WHAT IS EXPECTED.
Reproduce the data exactly and drop any pictures it holds.

Code that builds pages

-------------------------

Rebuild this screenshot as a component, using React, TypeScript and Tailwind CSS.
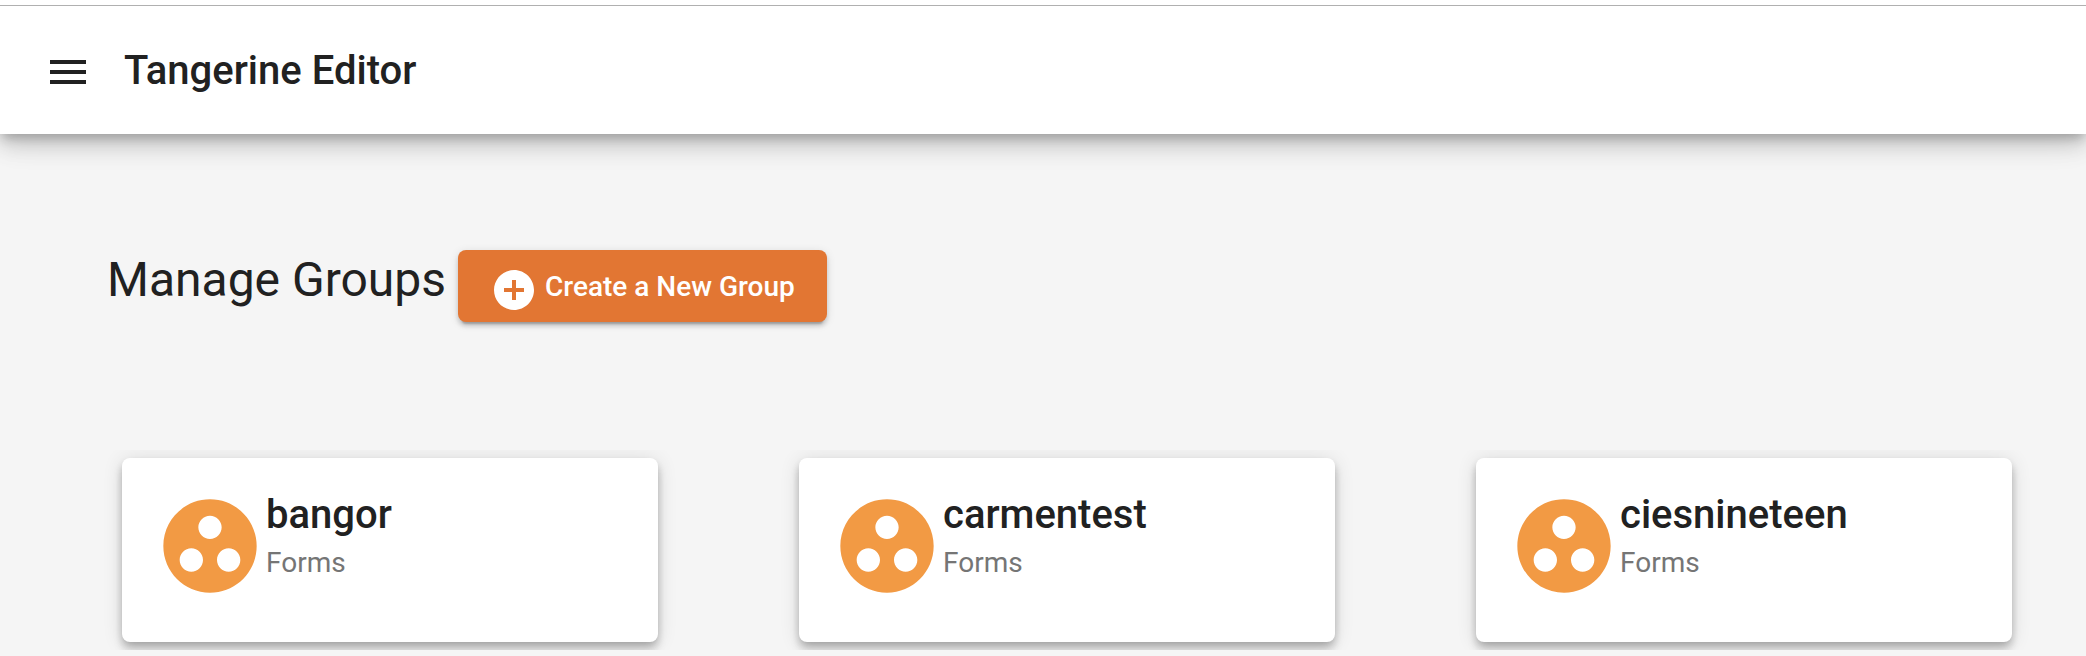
import React from "react";

const groups = ["bangor", "carmentest", "ciesnineteen"];

function MenuIcon() {
  return (
    <svg viewBox="0 0 24 24" className="size-12" fill="currentColor" aria-hidden="true">
      <path d="M3 18h18v-2H3v2zm0-5h18v-2H3v2zm0-7v2h18V6H3z" />
    </svg>
  );
}

function AddCircleIcon() {
  return (
    <svg viewBox="0 0 24 24" className="size-12" fill="currentColor" aria-hidden="true">
      <path d="M12 2C6.48 2 2 6.48 2 12s4.48 10 10 10 10-4.48 10-10S17.52 2 12 2zm5 11h-4v4h-2v-4H7v-2h4V7h2v4h4v2z" />
    </svg>
  );
}

function GroupWorkIcon() {
  return (
    <svg viewBox="0 0 24 24" className="size-28 shrink-0 text-[#f29a44]" fill="currentColor" aria-hidden="true">
      <path d="M12 2C6.48 2 2 6.48 2 12s4.48 10 10 10 10-4.48 10-10S17.52 2 12 2zM8 17.5c-1.38 0-2.5-1.12-2.5-2.5s1.12-2.5 2.5-2.5 2.5 1.12 2.5 2.5-1.12 2.5-2.5 2.5zM9.5 8c0-1.38 1.12-2.5 2.5-2.5s2.5 1.12 2.5 2.5-1.12 2.5-2.5 2.5S9.5 9.38 9.5 8zm6.5 9.5c-1.38 0-2.5-1.12-2.5-2.5s1.12-2.5 2.5-2.5 2.5 1.12 2.5 2.5-1.12 2.5-2.5 2.5z" />
    </svg>
  );
}

function GroupCard({ name }: { name: string }) {
  return (
    <a
      href="#"
      className="flex rounded-lg bg-white px-8 pt-8 pb-10 shadow-[0_4px_8px_-2px_rgba(0,0,0,0.2),0_8px_10px_0_rgba(0,0,0,0.14),0_2px_20px_0_rgba(0,0,0,0.12)]"
    >
      <GroupWorkIcon />
      <div className="pt-px">
        <h2 className="text-[40px] leading-12 font-medium">{name}</h2>
        <p className="text-[28px] leading-12 text-[#757575]">Forms</p>
      </div>
    </a>
  );
}

export default function App() {
  return (
    <div className="min-h-screen overflow-hidden bg-[#f5f5f5] font-['Roboto',sans-serif] text-[#212121]">
      <div className="bg-white pt-[5px] shadow-[0_6px_10px_-2px_rgba(0,0,0,0.2),0_12px_20px_0_rgba(0,0,0,0.14),0_2px_36px_0_rgba(0,0,0,0.12)]">
        <header className="flex h-[129px] items-center gap-8 border-t border-[#b0b0b0] px-11 pt-1">
          <button type="button" aria-label="Menu">
            <MenuIcon />
          </button>
          <h1 className="pb-0.5 text-[40px] leading-12 font-medium">Tangerine Editor</h1>
        </header>
      </div>
      <main>
        <div className="flex items-start gap-3 px-[107px] pt-29">
          <h2 className="text-[48px] leading-[60px]">Manage Groups</h2>
          <button
            type="button"
            className="flex h-18 items-center gap-[7px] rounded-lg bg-[#e27633] px-8 pt-0.5 text-[28px] font-medium text-white shadow-[0_6px_2px_-4px_rgba(0,0,0,0.2),0_4px_4px_0_rgba(0,0,0,0.14),0_2px_10px_0_rgba(0,0,0,0.12)]"
          >
            <span className="pt-1.5">
              <AddCircleIcon />
            </span>
            Create a New Group
          </button>
        </div>
        <div className="mt-32 grid grid-cols-3 gap-x-[141px] overflow-hidden pt-2 pr-[74px] pb-2 pl-[122px]">
          {groups.map((name) => (
            <GroupCard key={name} name={name} />
          ))}
        </div>
      </main>
    </div>
  );
}
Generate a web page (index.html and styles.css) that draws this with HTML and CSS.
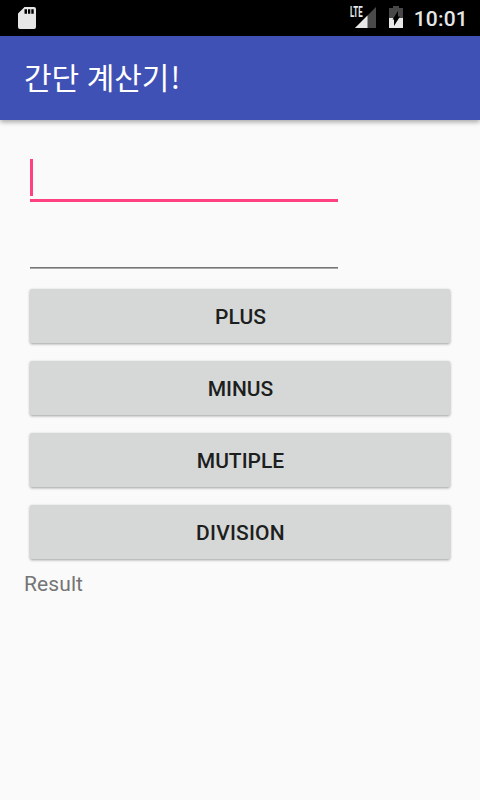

-------------------------

COMPLETED EXERCISE.
Rebuild this screenshot as a component, using React, TypeScript and Tailwind CSS.
import React from "react";

const groups = ["bangor", "carmentest", "ciesnineteen"];

function MenuIcon() {
  return (
    <svg viewBox="0 0 24 24" className="size-12" fill="currentColor" aria-hidden="true">
      <path d="M3 18h18v-2H3v2zm0-5h18v-2H3v2zm0-7v2h18V6H3z" />
    </svg>
  );
}

function AddCircleIcon() {
  return (
    <svg viewBox="0 0 24 24" className="size-12" fill="currentColor" aria-hidden="true">
      <path d="M12 2C6.48 2 2 6.48 2 12s4.48 10 10 10 10-4.48 10-10S17.52 2 12 2zm5 11h-4v4h-2v-4H7v-2h4V7h2v4h4v2z" />
    </svg>
  );
}

function GroupWorkIcon() {
  return (
    <svg viewBox="0 0 24 24" className="size-28 shrink-0 text-[#f29a44]" fill="currentColor" aria-hidden="true">
      <path d="M12 2C6.48 2 2 6.48 2 12s4.48 10 10 10 10-4.48 10-10S17.52 2 12 2zM8 17.5c-1.38 0-2.5-1.12-2.5-2.5s1.12-2.5 2.5-2.5 2.5 1.12 2.5 2.5-1.12 2.5-2.5 2.5zM9.5 8c0-1.38 1.12-2.5 2.5-2.5s2.5 1.12 2.5 2.5-1.12 2.5-2.5 2.5S9.5 9.38 9.5 8zm6.5 9.5c-1.38 0-2.5-1.12-2.5-2.5s1.12-2.5 2.5-2.5 2.5 1.12 2.5 2.5-1.12 2.5-2.5 2.5z" />
    </svg>
  );
}

function GroupCard({ name }: { name: string }) {
  return (
    <a
      href="#"
      className="flex rounded-lg bg-white px-8 pt-8 pb-10 shadow-[0_4px_8px_-2px_rgba(0,0,0,0.2),0_8px_10px_0_rgba(0,0,0,0.14),0_2px_20px_0_rgba(0,0,0,0.12)]"
    >
      <GroupWorkIcon />
      <div className="pt-px">
        <h2 className="text-[40px] leading-12 font-medium">{name}</h2>
        <p className="text-[28px] leading-12 text-[#757575]">Forms</p>
      </div>
    </a>
  );
}

export default function App() {
  return (
    <div className="min-h-screen overflow-hidden bg-[#f5f5f5] font-['Roboto',sans-serif] text-[#212121]">
      <div className="bg-white pt-[5px] shadow-[0_6px_10px_-2px_rgba(0,0,0,0.2),0_12px_20px_0_rgba(0,0,0,0.14),0_2px_36px_0_rgba(0,0,0,0.12)]">
        <header className="flex h-[129px] items-center gap-8 border-t border-[#b0b0b0] px-11 pt-1">
          <button type="button" aria-label="Menu">
            <MenuIcon />
          </button>
          <h1 className="pb-0.5 text-[40px] leading-12 font-medium">Tangerine Editor</h1>
        </header>
      </div>
      <main>
        <div className="flex items-start gap-3 px-[107px] pt-29">
          <h2 className="text-[48px] leading-[60px]">Manage Groups</h2>
          <button
            type="button"
            className="flex h-18 items-center gap-[7px] rounded-lg bg-[#e27633] px-8 pt-0.5 text-[28px] font-medium text-white shadow-[0_6px_2px_-4px_rgba(0,0,0,0.2),0_4px_4px_0_rgba(0,0,0,0.14),0_2px_10px_0_rgba(0,0,0,0.12)]"
          >
            <span className="pt-1.5">
              <AddCircleIcon />
            </span>
            Create a New Group
          </button>
        </div>
        <div className="mt-32 grid grid-cols-3 gap-x-[141px] overflow-hidden pt-2 pr-[74px] pb-2 pl-[122px]">
          {groups.map((name) => (
            <GroupCard key={name} name={name} />
          ))}
        </div>
      </main>
    </div>
  );
}
Generate a web page (index.html and styles.css) that draws this with HTML and CSS.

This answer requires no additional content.